I’ve explained a bit about the numbers which were assigned to each newly opened file (see: “An introduction to the Belgian Statearchives and its immigration files”). When you are looking for a specific relative, you obviously need to get the number of that immigrant’s file. Now, the reading room at the state archives have three sets of indices to the files at your disposal. These indices are copies of the originals. The originals can obviously not be borrowed out to the visitors, what you’ll get instead are the copies in various formats. The format of each copy depends on the index you’ll need, see later).

The originals of the indices are papers in an A3 format with small cards pasted on it. Each card has on it the number of the person’s file and very basic information of the persons such as the first and last names. Additionally to that information, you may find sometimes the date of birth, the place where s/he was born, the occupation of that person, the partner, etc.
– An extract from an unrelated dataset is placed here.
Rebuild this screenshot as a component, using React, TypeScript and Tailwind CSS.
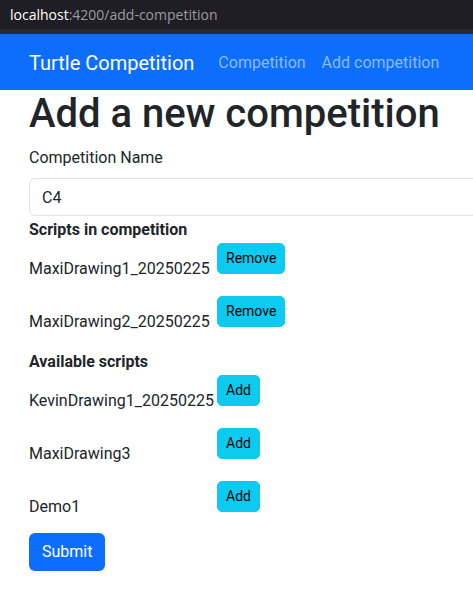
import React from 'react';

const inCompetition = ['MaxiDrawing1_20250225', 'MaxiDrawing2_20250225'];
const available = ['KevinDrawing1_20250225', 'MaxiDrawing3', 'Demo1'];

const ScriptRow: React.FC<{ name: string; action: string }> = ({ name, action }) => (
  <div className="flex items-start">
    <span className="w-[188px] shrink-0 mt-[14px] mb-[15px] text-base leading-6 text-[#212529] whitespace-nowrap">
      {name}
    </span>
    <button className="h-[31px] px-2 rounded-[5px] bg-[#0dcaf0] border border-[#0dcaf0] text-[14px] leading-[21px] text-black">
      {action}
    </button>
  </div>
);

const App: React.FC = () => {
  return (
    <div className="w-[473px] h-[592px] overflow-hidden bg-white font-['Roboto',sans-serif]">
      {/* browser address bar */}
      <div className="h-[29px] bg-[#1f1e24] pl-[10px] flex items-center font-['Open_Sans','Liberation_Sans',sans-serif] text-[14px]">
        <span className="text-white">localhost</span>
        <span className="text-[#9b9ba0]">:4200/add-competition</span>
      </div>
      <div className="h-[5px] bg-[#2b2a33]" />

      {/* navbar */}
      <nav className="h-[56px] bg-[#0d6efd] flex items-center pl-[29px] pt-px whitespace-nowrap">
        <span className="text-[20px] leading-[30px] text-white mr-4">Turtle Competition</span>
        <span className="px-2 text-base text-[#8bbbfe]">Competition</span>
        <span className="px-2 text-base text-[#8bbbfe]">Add competition</span>
      </nav>

      <main className="pl-[29px]">
        <h1 className="text-[40px] leading-[48px] font-medium text-[#212529] mb-2">Add a new competition</h1>
        <label className="block text-base leading-6 text-[#212529] mb-2">Competition Name</label>
        <input
          defaultValue="C4"
          className="block w-[500px] h-[38px] px-3 border border-[#dee2e6] rounded-[6px] text-base text-[#212529] outline-none"
        />

        <h6 className="mt-[2px] text-base leading-6 font-bold text-[#212529] mb-px">Scripts in competition</h6>
        {inCompetition.map((s) => (
          <ScriptRow key={s} name={s} action="Remove" />
        ))}

        <h6 className="pt-px text-base leading-6 font-bold text-[#212529] mb-px">Available scripts</h6>
        {available.map((s) => (
          <ScriptRow key={s} name={s} action="Add" />
        ))}

        <button className="-mt-px h-[38px] px-[13px] rounded-[6px] bg-[#0d6efd] text-white text-base">Submit</button>
      </main>
    </div>
  );
};

export default App;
An example of how the top row (with tree cards) of one copied A3 page from the index looks like on the microfilms (it did not come out clearly with my digital camera therefore I had to note it down on a piece of paper). Note the details in this index. On the top we see the starting letters for this page (TIMBER).You see for some people the details of the partner (the name, the file number, etc). For most of the people you see also the DOB and the place where they were born. The file number is obviously still the most important piece of information on these cards.

This all means that Continue reading Preparing your research at the Belgian State Archives

An introduction to the Belgian Statearchives and its immigration files

The Public Safety Organization:
In 1840 the Belgian state, which was founded in 1830, entrusted the Public Safety (in Dutch: Openbare Veiligheid, in French: Sûreté Publique, in German:Öffentlichen Sicherheit) which was an autonomous board under the Minister of Justice, to monitor the aliens on its territory.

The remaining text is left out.